I don’t want to stop anybody from saying their piece, but I also no longer feel obligated to take up all the world’s burdens onto my own back and shoulder your anger; I’ve got my own shadow to deal with. I understand better my boundaries now, what I can really be responsible for, what’s my injury and what’s yours. AI as a tool to reduce real human suffering I think is a completely legitimate use case, and it doesn’t threaten your rights or freedoms of expression if I choose not to read through all your shitty responses myself. And it also importantly doesn’t give you a free room-key to live rent free in my head. Not anymore. 

The way I think about it all is quite simple: art asks questions, it doesn’t provide answers. Art gives the experiencer space to bring forth their own answers. I don’t believe I owe anyone more than the space to do that for themselves, whatever their answer happens to be to my art.

What my experiments trying to get text out of Twitter and into ChatGPT taught me is that Twitter has made programming changes lately, which greatly complicate this sort of task. One of them is that you can’t view search pages or hashtag pages without an account anymore. You get pushed into the login flow. Once you’re in though, you also can’t easily extract all the text on a page, for example. I’m not a programmer, but it seems to only let you copy the text of whatever is in the current browser frame; and you cannot print the page to PDF, to pull text out there. You end up with a bunch of blank pages and a few lines of text. 

So for now, doing this kind of text filtration manually, you’d have to copy-paste many times between Twitter & ChatGPT, scroll, copy, scroll, copy, etc. It’s doable, but you’re still pretty exposed to all the mean tweets, which sorta defeats the purpose of using AI as a technology to reduce human suffering. Obviously, the net result of these changes is that Twitter wants all outside analysis of the Twitterverse to be run through their paid API. Paying one of the world’s biggest trolls and harassers as a gatekeeper to see what all the other trolls and harassers are doing on his platform doesn’t sound like a fair or wise transaction to me spiritually.

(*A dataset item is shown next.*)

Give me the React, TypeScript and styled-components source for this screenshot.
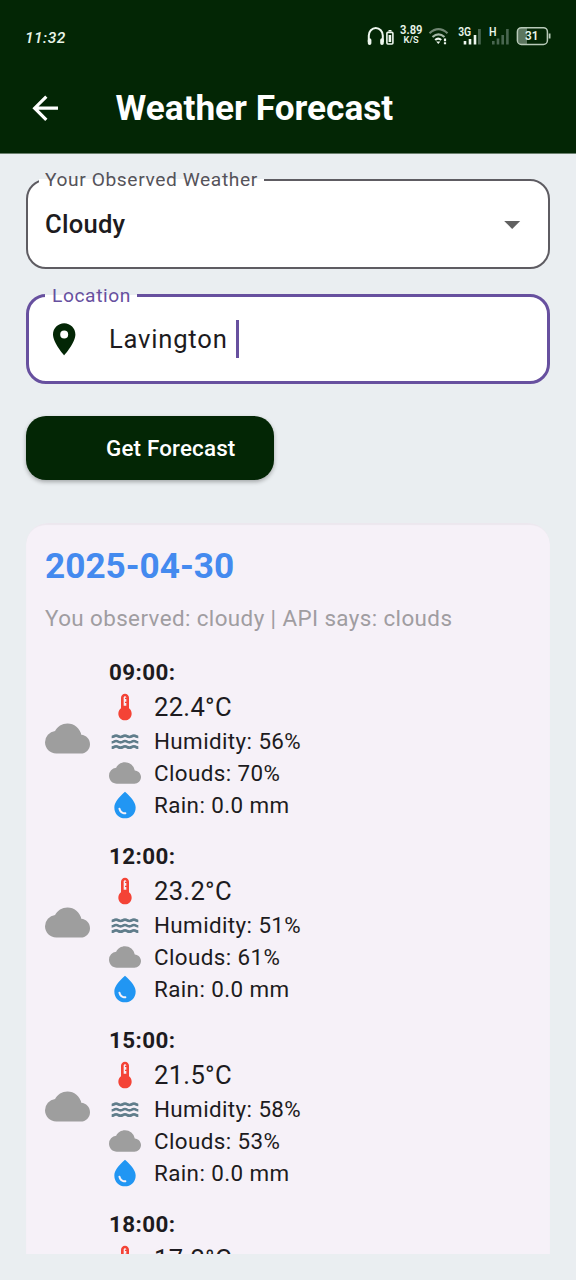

Fortunately, you can still freely copy and paste from “normal” web pages on other sites like Reddit, or in the comments sections of articles, etc. Apart from the more virulent responses which seem to be a specialty of Twitter users, most of those other sources in my case contained basically the same commentary about my work (much of which I’ve already responded to on my blog), and served in the end as more useful texts for actually extracting actionable feedback from people talking about my books and the societal issues it brought up for them. 

In the end, this boils down to: how much are you willing to actually pay Twitter for their API in order to go and fetch the “angry data set,” and then pay OpenAI or Anthropic for their API to interpret it? Let’s reframe that more broadly: how much is removing meanness worth to us each personally or societally as a product, as a service? Is it worth one content moderator’s life? Is it worth ten thousand? A hundred thousand casualties? 

Could we use AI in a transparent and equitable way so that real human people don’t have to wreck their minds and emotional balance just so to keep all these web platforms running online? 

Maybe, just maybe, we could. We won’t know until we try. 

While we’re at it, we could also just try a little kindness, or else failing that try simply not spewing our trash all over each other. That might go a long long way all on its own. Then we might not even need to burden AI with all of this to begin with.